» **WORK INSTRUCTIONS**: Write out the listing below exactly, and omit any images you find in it.

» **DATA SECTION**:
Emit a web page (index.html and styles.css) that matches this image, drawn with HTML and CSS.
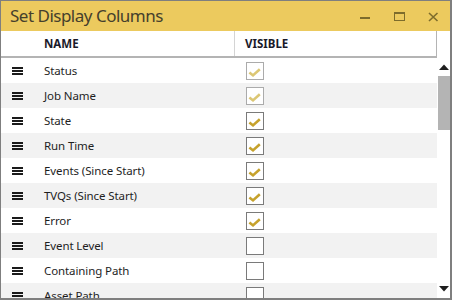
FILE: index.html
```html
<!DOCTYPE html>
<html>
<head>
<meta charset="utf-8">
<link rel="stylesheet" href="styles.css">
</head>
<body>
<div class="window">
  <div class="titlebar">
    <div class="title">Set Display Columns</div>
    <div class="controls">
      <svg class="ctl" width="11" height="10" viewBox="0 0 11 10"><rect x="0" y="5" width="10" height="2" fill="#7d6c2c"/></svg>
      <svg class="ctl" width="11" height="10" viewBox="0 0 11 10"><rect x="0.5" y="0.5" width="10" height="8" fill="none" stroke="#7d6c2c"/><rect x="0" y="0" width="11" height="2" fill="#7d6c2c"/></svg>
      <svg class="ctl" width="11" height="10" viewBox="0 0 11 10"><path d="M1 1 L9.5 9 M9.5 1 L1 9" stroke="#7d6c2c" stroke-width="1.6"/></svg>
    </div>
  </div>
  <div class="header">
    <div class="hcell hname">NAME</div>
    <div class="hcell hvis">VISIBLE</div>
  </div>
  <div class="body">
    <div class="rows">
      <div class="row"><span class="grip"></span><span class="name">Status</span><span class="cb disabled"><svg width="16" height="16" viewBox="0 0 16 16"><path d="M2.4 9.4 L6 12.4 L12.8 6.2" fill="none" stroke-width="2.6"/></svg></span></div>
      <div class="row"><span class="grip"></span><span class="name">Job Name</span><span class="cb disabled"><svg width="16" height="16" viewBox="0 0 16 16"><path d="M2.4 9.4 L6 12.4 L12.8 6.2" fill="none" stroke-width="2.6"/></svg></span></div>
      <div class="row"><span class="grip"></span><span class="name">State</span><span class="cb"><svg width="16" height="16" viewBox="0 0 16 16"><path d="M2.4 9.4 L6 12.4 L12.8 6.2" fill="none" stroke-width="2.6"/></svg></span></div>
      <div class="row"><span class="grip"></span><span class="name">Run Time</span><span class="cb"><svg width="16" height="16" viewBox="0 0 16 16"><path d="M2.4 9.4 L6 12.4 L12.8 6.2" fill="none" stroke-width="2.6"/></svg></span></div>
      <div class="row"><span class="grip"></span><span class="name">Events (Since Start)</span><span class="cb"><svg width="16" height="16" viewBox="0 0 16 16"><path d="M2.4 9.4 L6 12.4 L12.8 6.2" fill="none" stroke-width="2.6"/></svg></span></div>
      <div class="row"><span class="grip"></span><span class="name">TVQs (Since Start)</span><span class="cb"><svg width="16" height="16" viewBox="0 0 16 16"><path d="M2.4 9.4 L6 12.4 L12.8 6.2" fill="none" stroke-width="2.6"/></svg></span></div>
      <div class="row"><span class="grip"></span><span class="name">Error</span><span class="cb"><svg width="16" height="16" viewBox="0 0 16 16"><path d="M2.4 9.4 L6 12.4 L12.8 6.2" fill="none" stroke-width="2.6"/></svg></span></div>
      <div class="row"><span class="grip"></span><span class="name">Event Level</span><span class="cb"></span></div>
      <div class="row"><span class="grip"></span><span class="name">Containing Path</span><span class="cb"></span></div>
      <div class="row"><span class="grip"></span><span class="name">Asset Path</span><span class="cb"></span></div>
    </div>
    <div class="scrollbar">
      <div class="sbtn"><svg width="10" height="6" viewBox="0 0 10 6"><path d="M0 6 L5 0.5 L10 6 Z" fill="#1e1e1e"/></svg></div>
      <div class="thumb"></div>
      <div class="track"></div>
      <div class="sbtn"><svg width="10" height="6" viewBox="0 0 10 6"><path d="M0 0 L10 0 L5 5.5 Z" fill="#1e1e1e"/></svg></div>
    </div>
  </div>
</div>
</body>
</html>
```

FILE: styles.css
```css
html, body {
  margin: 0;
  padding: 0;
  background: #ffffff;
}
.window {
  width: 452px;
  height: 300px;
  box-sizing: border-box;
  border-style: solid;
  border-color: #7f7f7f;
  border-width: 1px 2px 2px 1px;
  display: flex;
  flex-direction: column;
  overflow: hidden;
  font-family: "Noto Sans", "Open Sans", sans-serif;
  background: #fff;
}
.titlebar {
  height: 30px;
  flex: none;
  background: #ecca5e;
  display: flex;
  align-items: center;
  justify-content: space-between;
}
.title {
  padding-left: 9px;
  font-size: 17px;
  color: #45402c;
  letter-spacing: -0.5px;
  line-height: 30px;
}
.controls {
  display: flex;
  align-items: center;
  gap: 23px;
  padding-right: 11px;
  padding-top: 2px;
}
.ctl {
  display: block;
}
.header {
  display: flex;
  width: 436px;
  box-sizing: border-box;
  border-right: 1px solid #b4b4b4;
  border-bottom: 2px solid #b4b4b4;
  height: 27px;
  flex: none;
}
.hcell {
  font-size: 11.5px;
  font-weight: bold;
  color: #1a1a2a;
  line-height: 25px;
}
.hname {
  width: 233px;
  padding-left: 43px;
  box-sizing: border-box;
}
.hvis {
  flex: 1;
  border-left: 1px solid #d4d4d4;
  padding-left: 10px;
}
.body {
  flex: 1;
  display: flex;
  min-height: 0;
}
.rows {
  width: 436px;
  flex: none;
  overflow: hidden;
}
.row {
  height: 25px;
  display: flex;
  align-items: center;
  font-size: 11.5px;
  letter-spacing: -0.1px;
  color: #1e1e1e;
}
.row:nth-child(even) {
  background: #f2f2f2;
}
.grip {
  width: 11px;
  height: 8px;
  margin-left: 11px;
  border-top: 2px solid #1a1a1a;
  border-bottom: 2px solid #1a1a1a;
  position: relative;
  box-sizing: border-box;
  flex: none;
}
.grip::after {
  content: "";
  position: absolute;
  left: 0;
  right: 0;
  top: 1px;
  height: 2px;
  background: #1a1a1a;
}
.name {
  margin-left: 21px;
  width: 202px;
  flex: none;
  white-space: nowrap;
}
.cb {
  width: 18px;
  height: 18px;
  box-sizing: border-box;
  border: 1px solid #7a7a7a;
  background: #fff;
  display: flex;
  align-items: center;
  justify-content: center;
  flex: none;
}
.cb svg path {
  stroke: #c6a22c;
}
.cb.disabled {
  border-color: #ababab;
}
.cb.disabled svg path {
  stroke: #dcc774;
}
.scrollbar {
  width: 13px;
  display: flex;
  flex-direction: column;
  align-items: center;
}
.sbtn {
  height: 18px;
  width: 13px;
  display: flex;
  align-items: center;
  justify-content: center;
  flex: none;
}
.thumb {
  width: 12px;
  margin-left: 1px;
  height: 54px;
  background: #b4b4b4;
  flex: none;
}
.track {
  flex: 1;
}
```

» **COMPLETED EXERCISE**:
Emit a web page (index.html and styles.css) that matches this image, drawn with HTML and CSS.
FILE: index.html
```html
<!DOCTYPE html>
<html>
<head>
<meta charset="utf-8">
<link rel="stylesheet" href="styles.css">
</head>
<body>
<div class="window">
  <div class="titlebar">
    <div class="title">Set Display Columns</div>
    <div class="controls">
      <svg class="ctl" width="11" height="10" viewBox="0 0 11 10"><rect x="0" y="5" width="10" height="2" fill="#7d6c2c"/></svg>
      <svg class="ctl" width="11" height="10" viewBox="0 0 11 10"><rect x="0.5" y="0.5" width="10" height="8" fill="none" stroke="#7d6c2c"/><rect x="0" y="0" width="11" height="2" fill="#7d6c2c"/></svg>
      <svg class="ctl" width="11" height="10" viewBox="0 0 11 10"><path d="M1 1 L9.5 9 M9.5 1 L1 9" stroke="#7d6c2c" stroke-width="1.6"/></svg>
    </div>
  </div>
  <div class="header">
    <div class="hcell hname">NAME</div>
    <div class="hcell hvis">VISIBLE</div>
  </div>
  <div class="body">
    <div class="rows">
      <div class="row"><span class="grip"></span><span class="name">Status</span><span class="cb disabled"><svg width="16" height="16" viewBox="0 0 16 16"><path d="M2.4 9.4 L6 12.4 L12.8 6.2" fill="none" stroke-width="2.6"/></svg></span></div>
      <div class="row"><span class="grip"></span><span class="name">Job Name</span><span class="cb disabled"><svg width="16" height="16" viewBox="0 0 16 16"><path d="M2.4 9.4 L6 12.4 L12.8 6.2" fill="none" stroke-width="2.6"/></svg></span></div>
      <div class="row"><span class="grip"></span><span class="name">State</span><span class="cb"><svg width="16" height="16" viewBox="0 0 16 16"><path d="M2.4 9.4 L6 12.4 L12.8 6.2" fill="none" stroke-width="2.6"/></svg></span></div>
      <div class="row"><span class="grip"></span><span class="name">Run Time</span><span class="cb"><svg width="16" height="16" viewBox="0 0 16 16"><path d="M2.4 9.4 L6 12.4 L12.8 6.2" fill="none" stroke-width="2.6"/></svg></span></div>
      <div class="row"><span class="grip"></span><span class="name">Events (Since Start)</span><span class="cb"><svg width="16" height="16" viewBox="0 0 16 16"><path d="M2.4 9.4 L6 12.4 L12.8 6.2" fill="none" stroke-width="2.6"/></svg></span></div>
      <div class="row"><span class="grip"></span><span class="name">TVQs (Since Start)</span><span class="cb"><svg width="16" height="16" viewBox="0 0 16 16"><path d="M2.4 9.4 L6 12.4 L12.8 6.2" fill="none" stroke-width="2.6"/></svg></span></div>
      <div class="row"><span class="grip"></span><span class="name">Error</span><span class="cb"><svg width="16" height="16" viewBox="0 0 16 16"><path d="M2.4 9.4 L6 12.4 L12.8 6.2" fill="none" stroke-width="2.6"/></svg></span></div>
      <div class="row"><span class="grip"></span><span class="name">Event Level</span><span class="cb"></span></div>
      <div class="row"><span class="grip"></span><span class="name">Containing Path</span><span class="cb"></span></div>
      <div class="row"><span class="grip"></span><span class="name">Asset Path</span><span class="cb"></span></div>
    </div>
    <div class="scrollbar">
      <div class="sbtn"><svg width="10" height="6" viewBox="0 0 10 6"><path d="M0 6 L5 0.5 L10 6 Z" fill="#1e1e1e"/></svg></div>
      <div class="thumb"></div>
      <div class="track"></div>
      <div class="sbtn"><svg width="10" height="6" viewBox="0 0 10 6"><path d="M0 0 L10 0 L5 5.5 Z" fill="#1e1e1e"/></svg></div>
    </div>
  </div>
</div>
</body>
</html>
```

FILE: styles.css
```css
html, body {
  margin: 0;
  padding: 0;
  background: #ffffff;
}
.window {
  width: 452px;
  height: 300px;
  box-sizing: border-box;
  border-style: solid;
  border-color: #7f7f7f;
  border-width: 1px 2px 2px 1px;
  display: flex;
  flex-direction: column;
  overflow: hidden;
  font-family: "Noto Sans", "Open Sans", sans-serif;
  background: #fff;
}
.titlebar {
  height: 30px;
  flex: none;
  background: #ecca5e;
  display: flex;
  align-items: center;
  justify-content: space-between;
}
.title {
  padding-left: 9px;
  font-size: 17px;
  color: #45402c;
  letter-spacing: -0.5px;
  line-height: 30px;
}
.controls {
  display: flex;
  align-items: center;
  gap: 23px;
  padding-right: 11px;
  padding-top: 2px;
}
.ctl {
  display: block;
}
.header {
  display: flex;
  width: 436px;
  box-sizing: border-box;
  border-right: 1px solid #b4b4b4;
  border-bottom: 2px solid #b4b4b4;
  height: 27px;
  flex: none;
}
.hcell {
  font-size: 11.5px;
  font-weight: bold;
  color: #1a1a2a;
  line-height: 25px;
}
.hname {
  width: 233px;
  padding-left: 43px;
  box-sizing: border-box;
}
.hvis {
  flex: 1;
  border-left: 1px solid #d4d4d4;
  padding-left: 10px;
}
.body {
  flex: 1;
  display: flex;
  min-height: 0;
}
.rows {
  width: 436px;
  flex: none;
  overflow: hidden;
}
.row {
  height: 25px;
  display: flex;
  align-items: center;
  font-size: 11.5px;
  letter-spacing: -0.1px;
  color: #1e1e1e;
}
.row:nth-child(even) {
  background: #f2f2f2;
}
.grip {
  width: 11px;
  height: 8px;
  margin-left: 11px;
  border-top: 2px solid #1a1a1a;
  border-bottom: 2px solid #1a1a1a;
  position: relative;
  box-sizing: border-box;
  flex: none;
}
.grip::after {
  content: "";
  position: absolute;
  left: 0;
  right: 0;
  top: 1px;
  height: 2px;
  background: #1a1a1a;
}
.name {
  margin-left: 21px;
  width: 202px;
  flex: none;
  white-space: nowrap;
}
.cb {
  width: 18px;
  height: 18px;
  box-sizing: border-box;
  border: 1px solid #7a7a7a;
  background: #fff;
  display: flex;
  align-items: center;
  justify-content: center;
  flex: none;
}
.cb svg path {
  stroke: #c6a22c;
}
.cb.disabled {
  border-color: #ababab;
}
.cb.disabled svg path {
  stroke: #dcc774;
}
.scrollbar {
  width: 13px;
  display: flex;
  flex-direction: column;
  align-items: center;
}
.sbtn {
  height: 18px;
  width: 13px;
  display: flex;
  align-items: center;
  justify-content: center;
  flex: none;
}
.thumb {
  width: 12px;
  margin-left: 1px;
  height: 54px;
  background: #b4b4b4;
  flex: none;
}
.track {
  flex: 1;
}
```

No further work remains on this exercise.